How much is Shabazz Napier worth to UConn? The answer is hard to quantify because the NCAA isn’t a free market. Studies have estimated what average players are worth. For example, Businessinsider.com estimated each University of Louisville basketball player was worth around 1.6 million to the University in 2012. Businessinsider.com also estimated each University of Texas football player to be worth around 600,000 in 2012. If an average player is worth this much, what astronomical figure would the Russ Smith’s and Shabazz Napier’s of the world be making in a free market?
One study tried to quantify what Texas A &M quarterback Johnny Manziel was worth to his University and the results were staggering.

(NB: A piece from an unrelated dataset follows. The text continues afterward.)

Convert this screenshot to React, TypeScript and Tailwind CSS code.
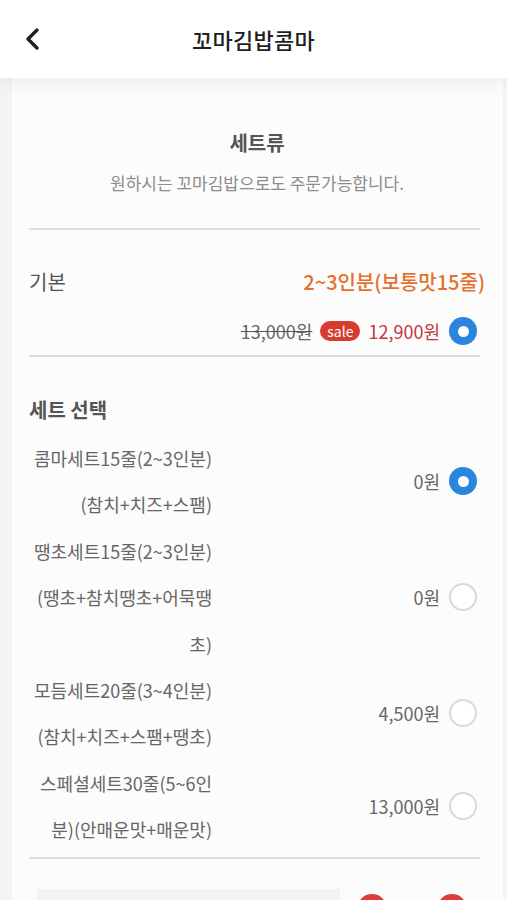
import React from "react";

type SetOption = {
  lines: string[];
  price: string;
  checked: boolean;
};

const SET_OPTIONS: SetOption[] = [
  { lines: ["콤마세트15줄(2~3인분)", "(참치+치즈+스팸)"], price: "0원", checked: true },
  { lines: ["땡초세트15줄(2~3인분)", "(땡초+참치땡초+어묵땡", "초)"], price: "0원", checked: false },
  { lines: ["모듬세트20줄(3~4인분)", "(참치+치즈+스팸+땡초)"], price: "4,500원", checked: false },
  { lines: ["스페셜세트30줄(5~6인", "분)(안매운맛+매운맛)"], price: "13,000원", checked: false },
];

function Radio({ checked }: { checked: boolean }) {
  return checked ? (
    <span className="flex h-[28px] w-[28px] shrink-0 items-center justify-center rounded-full bg-[#2a86dd]">
      <span className="block h-[11px] w-[11px] rounded-full bg-white" />
    </span>
  ) : (
    <span className="block h-[28px] w-[28px] shrink-0 rounded-full border-2 border-[#d5d9e1] bg-white" />
  );
}

export default function App() {
  return (
    <div className="min-h-screen overflow-hidden bg-[#f4f4f4] font-['Noto_Sans_CJK_KR','Noto_Sans',sans-serif]">
      {/* header */}
      <header className="relative z-10 grid h-[78px] grid-cols-[60px_1fr_60px] items-center bg-white shadow-[0_6px_16px_rgba(0,0,0,0.06)]">
        <div className="flex items-center pl-[24px]">
          <svg width="18" height="24" viewBox="0 0 18 24" fill="none">
            <path d="M13 3 L4 12 L13 21" stroke="#1f1f1f" strokeWidth="3.4" strokeLinecap="round" strokeLinejoin="round" />
          </svg>
        </div>
        <h1 className="text-center text-[22px] font-medium tracking-[0.3px] text-[#1f1f1f]">꼬마김밥콤마</h1>
        <div />
      </header>

      <main className="ml-[12px] mr-[4px] bg-[#fcfcfc] pl-[17px] pr-[18px] pt-[51px]">
        {/* intro */}
        <p className="text-center text-[20px] font-semibold leading-[28px] text-[#555]">세트류</p>
        <p className="mt-[13px] text-center text-[17px] leading-[26px] text-[#8c8c8c]">
          원하시는 꼬마김밥으로도 주문가능합니다.
        </p>
        <div className="mr-[5px] mt-[32px] h-[2px] bg-[#dedede]" />

        {/* base */}
        <div className="mt-[37px] flex items-center justify-between leading-[30px]">
          <span className="text-[20px] text-[#555]">기본</span>
          <span className="text-[20px] font-medium text-[#e4702c]">2~3인분(보통맛15줄)</span>
        </div>
        <div className="mr-[8px] mt-[19px] flex h-[30px] items-center justify-end">
          <span className="text-[18px] text-[#666] line-through decoration-[#555]">13,000원</span>
          <span className="ml-[8px] flex h-[20px] items-center rounded-full bg-[#d83a30] px-[7px] text-[14px] leading-none text-white">
            sale
          </span>
          <span className="ml-[8px] text-[18px] text-[#c6363f]">12,900원</span>
          <span className="ml-[9px] flex">
            <Radio checked />
          </span>
        </div>
        <div className="mr-[5px] mt-[9px] h-[2px] bg-[#dedede]" />

        {/* set options */}
        <p className="mt-[38px] text-[20px] font-semibold leading-[30px] text-[#555]">세트 선택</p>
        <ul className="mt-[10px]">
          {SET_OPTIONS.map((opt) => (
            <li key={opt.lines[0]} className="mr-[8px] flex items-center">
              <div className="w-[183px] text-right text-[18px] leading-[46.4px] text-[#666]">
                {opt.lines.map((l) => (
                  <div key={l} className="whitespace-nowrap">
                    {l}
                  </div>
                ))}
              </div>
              <span className="ml-auto text-[18px] text-[#666]">{opt.price}</span>
              <span className="ml-[9px] flex">
                <Radio checked={opt.checked} />
              </span>
            </li>
          ))}
        </ul>
        <div className="mr-[5px] mt-[4px] h-[2px] bg-[#dedede]" />

        {/* quantity row */}
        <div className="mt-[30px] flex items-start pl-[8px]">
          <div className="h-[40px] w-[303px] bg-[#f2f2f2]" />
          <div className="ml-auto mr-[18px] mt-[5px] flex gap-[50px]">
            <span className="block h-[30px] w-[30px] rounded-full bg-[#e03a3a]" />
            <span className="block h-[30px] w-[30px] rounded-full bg-[#e03a3a]" />
          </div>
        </div>
      </main>
    </div>
  );
}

Texas A & M’s donations rose from 440 million to 740 million the year after Manziel took home the Heisman Trophy. The study valued Manziels’ personal contributions to the increased exposure and donations at 37 million dollars. What if a Texas A&M student designed an iPhone App that was worth 37 million dollars? Then imagine the School saying we own 100 % of the rights to that app and if you attempt to make a dime off it we will suspend you. There would be outrage.
Manziel’s 37 million dollar valuation is easy to scoff at until one takes a glance at Major League Baseball, the league that most closely resembles a free market. The MLB doesn’t employ a salary cap for free agents, only restrictions on when a player can become a free agent. MLB stars get handed 200 million dollar deals regularly these days. In fact, Detroit Tigers third baseman Miguel Cabrera nearly eclipsed the 300 million dollar threshold just like month. Cabrera will have to find a way to live on his new 10 year, 292 million dollar deal. Fangraphs.com estimates that Mike Trout, super-human outfielder for the Anaheim Angels, was worth a meager 50 million to his team last year. There is enough money for everyone when a sports franchise is booming.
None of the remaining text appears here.